Source data |
**********

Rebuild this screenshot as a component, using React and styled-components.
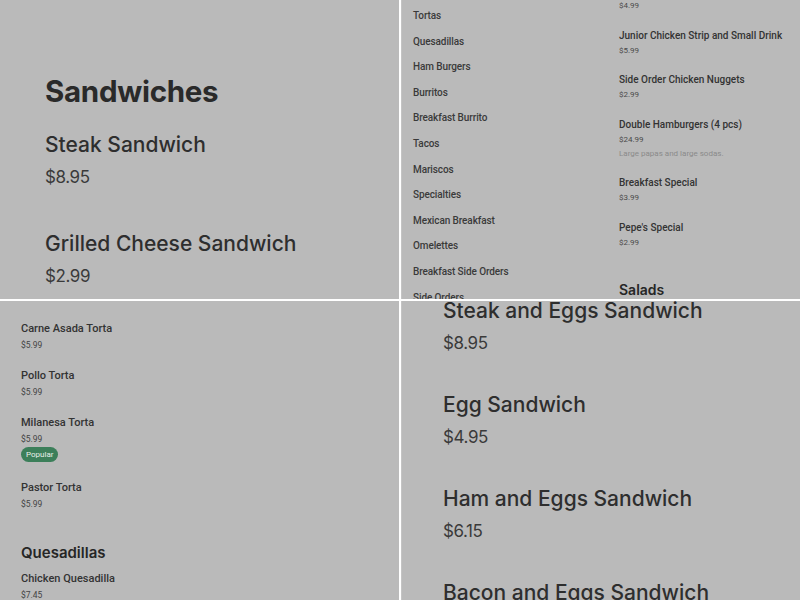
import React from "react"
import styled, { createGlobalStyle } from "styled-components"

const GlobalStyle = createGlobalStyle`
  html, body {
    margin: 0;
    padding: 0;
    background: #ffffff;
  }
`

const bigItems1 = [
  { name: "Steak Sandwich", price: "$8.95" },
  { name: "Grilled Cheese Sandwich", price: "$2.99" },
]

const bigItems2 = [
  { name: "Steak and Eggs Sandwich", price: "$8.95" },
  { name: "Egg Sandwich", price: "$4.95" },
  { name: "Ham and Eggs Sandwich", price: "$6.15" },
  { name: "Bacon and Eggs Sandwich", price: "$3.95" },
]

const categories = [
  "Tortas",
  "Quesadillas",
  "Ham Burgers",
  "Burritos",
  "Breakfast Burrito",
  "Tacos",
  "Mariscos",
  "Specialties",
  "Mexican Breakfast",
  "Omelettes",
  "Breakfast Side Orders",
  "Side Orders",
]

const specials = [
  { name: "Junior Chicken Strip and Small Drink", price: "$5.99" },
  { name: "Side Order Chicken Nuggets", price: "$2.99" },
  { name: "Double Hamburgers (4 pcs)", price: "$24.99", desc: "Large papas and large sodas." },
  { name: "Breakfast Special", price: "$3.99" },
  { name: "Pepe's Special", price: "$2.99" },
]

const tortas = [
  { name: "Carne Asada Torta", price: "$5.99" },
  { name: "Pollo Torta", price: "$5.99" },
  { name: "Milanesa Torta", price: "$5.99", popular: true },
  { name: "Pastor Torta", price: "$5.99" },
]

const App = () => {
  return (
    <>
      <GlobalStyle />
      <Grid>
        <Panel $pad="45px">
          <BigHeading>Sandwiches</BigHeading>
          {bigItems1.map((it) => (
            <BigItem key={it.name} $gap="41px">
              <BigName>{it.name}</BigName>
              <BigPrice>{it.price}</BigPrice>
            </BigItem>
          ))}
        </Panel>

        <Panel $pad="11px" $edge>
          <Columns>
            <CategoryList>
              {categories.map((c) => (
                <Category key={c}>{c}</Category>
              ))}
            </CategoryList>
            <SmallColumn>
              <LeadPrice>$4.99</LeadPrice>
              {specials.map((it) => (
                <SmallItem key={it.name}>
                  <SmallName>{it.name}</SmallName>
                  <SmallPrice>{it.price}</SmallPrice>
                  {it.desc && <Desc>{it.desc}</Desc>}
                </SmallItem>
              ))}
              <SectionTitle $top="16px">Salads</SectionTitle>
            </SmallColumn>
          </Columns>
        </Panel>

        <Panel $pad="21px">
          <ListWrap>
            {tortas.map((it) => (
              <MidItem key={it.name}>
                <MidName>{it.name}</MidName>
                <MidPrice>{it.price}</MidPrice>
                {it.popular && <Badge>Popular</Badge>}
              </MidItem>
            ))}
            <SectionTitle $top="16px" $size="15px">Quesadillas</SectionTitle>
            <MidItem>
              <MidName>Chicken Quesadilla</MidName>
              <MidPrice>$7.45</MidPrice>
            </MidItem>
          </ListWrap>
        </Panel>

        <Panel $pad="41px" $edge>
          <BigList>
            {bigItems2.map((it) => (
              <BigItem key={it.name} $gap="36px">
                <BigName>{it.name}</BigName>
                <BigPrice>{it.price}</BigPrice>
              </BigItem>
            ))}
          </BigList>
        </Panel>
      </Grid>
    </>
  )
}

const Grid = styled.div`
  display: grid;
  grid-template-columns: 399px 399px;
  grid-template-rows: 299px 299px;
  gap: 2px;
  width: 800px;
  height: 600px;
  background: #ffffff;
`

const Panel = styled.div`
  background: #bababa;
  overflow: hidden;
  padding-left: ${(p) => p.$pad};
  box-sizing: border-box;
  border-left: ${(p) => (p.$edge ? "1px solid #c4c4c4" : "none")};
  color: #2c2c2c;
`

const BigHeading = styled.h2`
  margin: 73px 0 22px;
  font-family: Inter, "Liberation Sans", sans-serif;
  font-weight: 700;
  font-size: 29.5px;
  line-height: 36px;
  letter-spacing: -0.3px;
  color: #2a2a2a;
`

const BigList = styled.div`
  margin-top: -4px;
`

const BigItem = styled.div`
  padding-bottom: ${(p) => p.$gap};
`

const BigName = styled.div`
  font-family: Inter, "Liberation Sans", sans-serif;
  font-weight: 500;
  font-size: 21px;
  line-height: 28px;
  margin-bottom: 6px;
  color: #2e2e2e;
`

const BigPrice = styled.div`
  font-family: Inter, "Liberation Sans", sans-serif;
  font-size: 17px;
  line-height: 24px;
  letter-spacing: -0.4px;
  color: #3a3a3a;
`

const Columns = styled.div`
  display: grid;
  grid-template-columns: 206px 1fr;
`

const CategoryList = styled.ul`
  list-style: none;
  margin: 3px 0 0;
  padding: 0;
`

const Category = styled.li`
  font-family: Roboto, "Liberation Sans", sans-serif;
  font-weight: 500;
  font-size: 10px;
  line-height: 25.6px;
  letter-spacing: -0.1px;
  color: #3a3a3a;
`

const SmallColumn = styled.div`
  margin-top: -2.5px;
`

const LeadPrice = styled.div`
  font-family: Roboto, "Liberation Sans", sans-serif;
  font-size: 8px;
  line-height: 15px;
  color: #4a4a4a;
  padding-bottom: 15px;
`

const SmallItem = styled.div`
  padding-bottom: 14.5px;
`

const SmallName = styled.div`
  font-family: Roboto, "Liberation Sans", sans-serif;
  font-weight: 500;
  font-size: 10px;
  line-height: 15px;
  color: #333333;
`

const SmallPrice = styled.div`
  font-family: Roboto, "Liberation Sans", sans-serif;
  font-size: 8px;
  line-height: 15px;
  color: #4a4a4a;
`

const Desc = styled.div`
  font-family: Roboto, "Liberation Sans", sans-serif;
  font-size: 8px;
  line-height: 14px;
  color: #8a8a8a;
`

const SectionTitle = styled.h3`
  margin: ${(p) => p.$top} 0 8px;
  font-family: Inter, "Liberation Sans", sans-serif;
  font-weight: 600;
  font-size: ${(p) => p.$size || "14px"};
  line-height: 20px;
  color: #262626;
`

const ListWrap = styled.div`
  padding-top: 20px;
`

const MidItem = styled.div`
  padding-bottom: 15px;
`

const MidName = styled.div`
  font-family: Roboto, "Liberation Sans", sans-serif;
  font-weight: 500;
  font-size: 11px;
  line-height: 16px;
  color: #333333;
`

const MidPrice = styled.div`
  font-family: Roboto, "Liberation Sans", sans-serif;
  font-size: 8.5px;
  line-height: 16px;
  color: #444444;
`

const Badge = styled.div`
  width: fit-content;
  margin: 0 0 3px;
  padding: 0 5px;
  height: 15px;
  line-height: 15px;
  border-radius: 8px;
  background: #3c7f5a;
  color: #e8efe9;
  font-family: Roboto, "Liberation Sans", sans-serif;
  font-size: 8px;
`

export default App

**********

Task brief | Write out again every line above exactly as given; the pictures do not belong in the copy.

Finished answer |
Rebuild this screenshot as a component, using React and styled-components.
import React from "react"
import styled, { createGlobalStyle } from "styled-components"

const GlobalStyle = createGlobalStyle`
  html, body {
    margin: 0;
    padding: 0;
    background: #ffffff;
  }
`

const bigItems1 = [
  { name: "Steak Sandwich", price: "$8.95" },
  { name: "Grilled Cheese Sandwich", price: "$2.99" },
]

const bigItems2 = [
  { name: "Steak and Eggs Sandwich", price: "$8.95" },
  { name: "Egg Sandwich", price: "$4.95" },
  { name: "Ham and Eggs Sandwich", price: "$6.15" },
  { name: "Bacon and Eggs Sandwich", price: "$3.95" },
]

const categories = [
  "Tortas",
  "Quesadillas",
  "Ham Burgers",
  "Burritos",
  "Breakfast Burrito",
  "Tacos",
  "Mariscos",
  "Specialties",
  "Mexican Breakfast",
  "Omelettes",
  "Breakfast Side Orders",
  "Side Orders",
]

const specials = [
  { name: "Junior Chicken Strip and Small Drink", price: "$5.99" },
  { name: "Side Order Chicken Nuggets", price: "$2.99" },
  { name: "Double Hamburgers (4 pcs)", price: "$24.99", desc: "Large papas and large sodas." },
  { name: "Breakfast Special", price: "$3.99" },
  { name: "Pepe's Special", price: "$2.99" },
]

const tortas = [
  { name: "Carne Asada Torta", price: "$5.99" },
  { name: "Pollo Torta", price: "$5.99" },
  { name: "Milanesa Torta", price: "$5.99", popular: true },
  { name: "Pastor Torta", price: "$5.99" },
]

const App = () => {
  return (
    <>
      <GlobalStyle />
      <Grid>
        <Panel $pad="45px">
          <BigHeading>Sandwiches</BigHeading>
          {bigItems1.map((it) => (
            <BigItem key={it.name} $gap="41px">
              <BigName>{it.name}</BigName>
              <BigPrice>{it.price}</BigPrice>
            </BigItem>
          ))}
        </Panel>

        <Panel $pad="11px" $edge>
          <Columns>
            <CategoryList>
              {categories.map((c) => (
                <Category key={c}>{c}</Category>
              ))}
            </CategoryList>
            <SmallColumn>
              <LeadPrice>$4.99</LeadPrice>
              {specials.map((it) => (
                <SmallItem key={it.name}>
                  <SmallName>{it.name}</SmallName>
                  <SmallPrice>{it.price}</SmallPrice>
                  {it.desc && <Desc>{it.desc}</Desc>}
                </SmallItem>
              ))}
              <SectionTitle $top="16px">Salads</SectionTitle>
            </SmallColumn>
          </Columns>
        </Panel>

        <Panel $pad="21px">
          <ListWrap>
            {tortas.map((it) => (
              <MidItem key={it.name}>
                <MidName>{it.name}</MidName>
                <MidPrice>{it.price}</MidPrice>
                {it.popular && <Badge>Popular</Badge>}
              </MidItem>
            ))}
            <SectionTitle $top="16px" $size="15px">Quesadillas</SectionTitle>
            <MidItem>
              <MidName>Chicken Quesadilla</MidName>
              <MidPrice>$7.45</MidPrice>
            </MidItem>
          </ListWrap>
        </Panel>

        <Panel $pad="41px" $edge>
          <BigList>
            {bigItems2.map((it) => (
              <BigItem key={it.name} $gap="36px">
                <BigName>{it.name}</BigName>
                <BigPrice>{it.price}</BigPrice>
              </BigItem>
            ))}
          </BigList>
        </Panel>
      </Grid>
    </>
  )
}

const Grid = styled.div`
  display: grid;
  grid-template-columns: 399px 399px;
  grid-template-rows: 299px 299px;
  gap: 2px;
  width: 800px;
  height: 600px;
  background: #ffffff;
`

const Panel = styled.div`
  background: #bababa;
  overflow: hidden;
  padding-left: ${(p) => p.$pad};
  box-sizing: border-box;
  border-left: ${(p) => (p.$edge ? "1px solid #c4c4c4" : "none")};
  color: #2c2c2c;
`

const BigHeading = styled.h2`
  margin: 73px 0 22px;
  font-family: Inter, "Liberation Sans", sans-serif;
  font-weight: 700;
  font-size: 29.5px;
  line-height: 36px;
  letter-spacing: -0.3px;
  color: #2a2a2a;
`

const BigList = styled.div`
  margin-top: -4px;
`

const BigItem = styled.div`
  padding-bottom: ${(p) => p.$gap};
`

const BigName = styled.div`
  font-family: Inter, "Liberation Sans", sans-serif;
  font-weight: 500;
  font-size: 21px;
  line-height: 28px;
  margin-bottom: 6px;
  color: #2e2e2e;
`

const BigPrice = styled.div`
  font-family: Inter, "Liberation Sans", sans-serif;
  font-size: 17px;
  line-height: 24px;
  letter-spacing: -0.4px;
  color: #3a3a3a;
`

const Columns = styled.div`
  display: grid;
  grid-template-columns: 206px 1fr;
`

const CategoryList = styled.ul`
  list-style: none;
  margin: 3px 0 0;
  padding: 0;
`

const Category = styled.li`
  font-family: Roboto, "Liberation Sans", sans-serif;
  font-weight: 500;
  font-size: 10px;
  line-height: 25.6px;
  letter-spacing: -0.1px;
  color: #3a3a3a;
`

const SmallColumn = styled.div`
  margin-top: -2.5px;
`

const LeadPrice = styled.div`
  font-family: Roboto, "Liberation Sans", sans-serif;
  font-size: 8px;
  line-height: 15px;
  color: #4a4a4a;
  padding-bottom: 15px;
`

const SmallItem = styled.div`
  padding-bottom: 14.5px;
`

const SmallName = styled.div`
  font-family: Roboto, "Liberation Sans", sans-serif;
  font-weight: 500;
  font-size: 10px;
  line-height: 15px;
  color: #333333;
`

const SmallPrice = styled.div`
  font-family: Roboto, "Liberation Sans", sans-serif;
  font-size: 8px;
  line-height: 15px;
  color: #4a4a4a;
`

const Desc = styled.div`
  font-family: Roboto, "Liberation Sans", sans-serif;
  font-size: 8px;
  line-height: 14px;
  color: #8a8a8a;
`

const SectionTitle = styled.h3`
  margin: ${(p) => p.$top} 0 8px;
  font-family: Inter, "Liberation Sans", sans-serif;
  font-weight: 600;
  font-size: ${(p) => p.$size || "14px"};
  line-height: 20px;
  color: #262626;
`

const ListWrap = styled.div`
  padding-top: 20px;
`

const MidItem = styled.div`
  padding-bottom: 15px;
`

const MidName = styled.div`
  font-family: Roboto, "Liberation Sans", sans-serif;
  font-weight: 500;
  font-size: 11px;
  line-height: 16px;
  color: #333333;
`

const MidPrice = styled.div`
  font-family: Roboto, "Liberation Sans", sans-serif;
  font-size: 8.5px;
  line-height: 16px;
  color: #444444;
`

const Badge = styled.div`
  width: fit-content;
  margin: 0 0 3px;
  padding: 0 5px;
  height: 15px;
  line-height: 15px;
  border-radius: 8px;
  background: #3c7f5a;
  color: #e8efe9;
  font-family: Roboto, "Liberation Sans", sans-serif;
  font-size: 8px;
`

export default App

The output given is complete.